* Given problem: List, from the lines below, each one with "rendering" in it.

____ Data shown

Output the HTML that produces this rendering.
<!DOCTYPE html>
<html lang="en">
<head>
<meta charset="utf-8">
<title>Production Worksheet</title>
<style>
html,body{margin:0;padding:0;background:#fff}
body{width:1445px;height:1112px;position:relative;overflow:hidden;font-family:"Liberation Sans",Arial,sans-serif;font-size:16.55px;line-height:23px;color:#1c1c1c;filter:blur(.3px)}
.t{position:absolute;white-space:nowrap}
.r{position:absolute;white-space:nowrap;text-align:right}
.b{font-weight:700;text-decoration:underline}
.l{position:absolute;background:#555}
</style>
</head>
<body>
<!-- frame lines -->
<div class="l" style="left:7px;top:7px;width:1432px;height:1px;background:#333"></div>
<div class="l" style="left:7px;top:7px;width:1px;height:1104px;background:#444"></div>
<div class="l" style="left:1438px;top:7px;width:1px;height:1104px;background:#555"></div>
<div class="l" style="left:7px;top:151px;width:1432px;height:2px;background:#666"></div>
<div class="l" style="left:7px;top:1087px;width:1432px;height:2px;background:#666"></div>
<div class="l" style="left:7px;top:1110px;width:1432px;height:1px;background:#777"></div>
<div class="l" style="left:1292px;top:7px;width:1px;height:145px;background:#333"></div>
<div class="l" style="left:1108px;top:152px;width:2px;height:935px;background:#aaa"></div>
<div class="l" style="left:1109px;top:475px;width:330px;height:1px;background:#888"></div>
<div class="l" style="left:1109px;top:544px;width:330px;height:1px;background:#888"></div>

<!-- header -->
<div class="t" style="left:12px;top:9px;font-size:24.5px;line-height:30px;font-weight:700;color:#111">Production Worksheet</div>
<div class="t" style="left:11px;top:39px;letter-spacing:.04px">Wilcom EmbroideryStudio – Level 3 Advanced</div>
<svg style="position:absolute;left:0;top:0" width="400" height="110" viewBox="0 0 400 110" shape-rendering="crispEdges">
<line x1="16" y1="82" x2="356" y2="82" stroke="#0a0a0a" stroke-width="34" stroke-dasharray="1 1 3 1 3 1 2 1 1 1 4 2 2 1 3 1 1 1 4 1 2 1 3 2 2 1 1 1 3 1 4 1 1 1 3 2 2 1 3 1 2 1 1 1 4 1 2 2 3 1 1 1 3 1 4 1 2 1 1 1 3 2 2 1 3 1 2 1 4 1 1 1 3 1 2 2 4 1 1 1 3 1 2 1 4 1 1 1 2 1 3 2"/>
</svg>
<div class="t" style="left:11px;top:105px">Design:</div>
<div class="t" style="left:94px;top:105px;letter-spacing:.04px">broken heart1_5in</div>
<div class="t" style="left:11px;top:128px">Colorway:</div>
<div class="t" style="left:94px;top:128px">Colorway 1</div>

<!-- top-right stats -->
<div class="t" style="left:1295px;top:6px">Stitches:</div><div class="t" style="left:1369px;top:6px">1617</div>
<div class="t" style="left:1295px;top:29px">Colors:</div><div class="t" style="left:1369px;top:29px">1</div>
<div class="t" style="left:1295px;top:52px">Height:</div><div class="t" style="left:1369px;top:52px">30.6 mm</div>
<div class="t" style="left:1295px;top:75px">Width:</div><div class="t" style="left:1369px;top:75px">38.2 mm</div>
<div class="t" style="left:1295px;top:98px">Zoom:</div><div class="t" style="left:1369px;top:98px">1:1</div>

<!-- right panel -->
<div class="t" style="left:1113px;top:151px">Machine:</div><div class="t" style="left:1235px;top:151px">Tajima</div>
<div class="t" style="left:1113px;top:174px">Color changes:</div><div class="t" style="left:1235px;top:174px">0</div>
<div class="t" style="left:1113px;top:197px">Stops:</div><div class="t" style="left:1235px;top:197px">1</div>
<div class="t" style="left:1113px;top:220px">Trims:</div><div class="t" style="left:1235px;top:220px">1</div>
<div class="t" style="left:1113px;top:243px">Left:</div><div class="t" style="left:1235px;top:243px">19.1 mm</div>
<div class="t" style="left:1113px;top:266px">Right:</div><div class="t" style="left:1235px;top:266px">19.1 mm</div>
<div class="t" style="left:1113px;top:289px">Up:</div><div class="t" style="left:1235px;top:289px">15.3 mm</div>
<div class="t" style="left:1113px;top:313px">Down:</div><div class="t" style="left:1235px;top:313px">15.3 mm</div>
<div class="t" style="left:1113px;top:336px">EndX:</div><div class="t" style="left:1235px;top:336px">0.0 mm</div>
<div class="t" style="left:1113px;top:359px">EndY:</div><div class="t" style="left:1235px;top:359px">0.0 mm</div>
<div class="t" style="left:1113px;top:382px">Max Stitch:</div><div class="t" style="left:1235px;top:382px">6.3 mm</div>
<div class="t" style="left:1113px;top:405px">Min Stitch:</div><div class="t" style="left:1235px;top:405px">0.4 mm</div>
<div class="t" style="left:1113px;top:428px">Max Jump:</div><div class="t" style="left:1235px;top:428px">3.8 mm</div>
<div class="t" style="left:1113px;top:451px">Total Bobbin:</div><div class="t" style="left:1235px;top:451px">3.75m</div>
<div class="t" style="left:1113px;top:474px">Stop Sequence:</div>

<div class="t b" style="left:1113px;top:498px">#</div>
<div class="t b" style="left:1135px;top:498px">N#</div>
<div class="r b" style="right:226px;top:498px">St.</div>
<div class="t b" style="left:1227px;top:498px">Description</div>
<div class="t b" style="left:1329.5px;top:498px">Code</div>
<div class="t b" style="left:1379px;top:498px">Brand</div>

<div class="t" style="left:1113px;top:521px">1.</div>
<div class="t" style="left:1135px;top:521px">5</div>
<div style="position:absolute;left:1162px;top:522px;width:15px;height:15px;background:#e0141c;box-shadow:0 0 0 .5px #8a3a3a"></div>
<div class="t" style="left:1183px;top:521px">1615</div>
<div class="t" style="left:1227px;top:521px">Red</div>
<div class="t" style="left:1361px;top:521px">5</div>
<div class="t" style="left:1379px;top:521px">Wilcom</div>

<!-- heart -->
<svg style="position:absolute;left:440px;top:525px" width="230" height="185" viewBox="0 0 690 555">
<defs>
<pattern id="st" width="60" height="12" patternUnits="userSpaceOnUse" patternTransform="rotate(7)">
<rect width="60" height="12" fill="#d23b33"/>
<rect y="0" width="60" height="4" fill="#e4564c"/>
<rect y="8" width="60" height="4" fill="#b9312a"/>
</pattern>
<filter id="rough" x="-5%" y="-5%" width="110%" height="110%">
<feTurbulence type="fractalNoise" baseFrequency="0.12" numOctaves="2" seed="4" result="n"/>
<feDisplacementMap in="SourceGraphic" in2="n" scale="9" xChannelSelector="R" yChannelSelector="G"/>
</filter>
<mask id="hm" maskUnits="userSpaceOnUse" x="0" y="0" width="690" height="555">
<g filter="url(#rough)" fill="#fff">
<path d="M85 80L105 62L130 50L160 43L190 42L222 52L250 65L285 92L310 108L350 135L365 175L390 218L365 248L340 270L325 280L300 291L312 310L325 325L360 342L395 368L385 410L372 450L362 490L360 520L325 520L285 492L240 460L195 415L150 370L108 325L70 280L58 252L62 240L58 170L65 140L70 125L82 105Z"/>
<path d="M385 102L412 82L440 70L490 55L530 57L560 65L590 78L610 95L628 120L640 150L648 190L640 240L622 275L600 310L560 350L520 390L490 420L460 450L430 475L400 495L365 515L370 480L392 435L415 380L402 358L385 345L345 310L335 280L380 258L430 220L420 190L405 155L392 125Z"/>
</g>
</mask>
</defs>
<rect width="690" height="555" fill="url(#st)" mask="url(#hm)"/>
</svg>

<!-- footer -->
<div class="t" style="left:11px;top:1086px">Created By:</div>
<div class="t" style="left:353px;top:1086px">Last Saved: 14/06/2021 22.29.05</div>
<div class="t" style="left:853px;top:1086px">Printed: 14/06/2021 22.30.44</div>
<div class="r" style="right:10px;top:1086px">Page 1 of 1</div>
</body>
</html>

________

* Written answer:
Output the HTML that produces this rendering.
<svg style="position:absolute;left:0;top:0" width="400" height="110" viewBox="0 0 400 110" shape-rendering="crispEdges">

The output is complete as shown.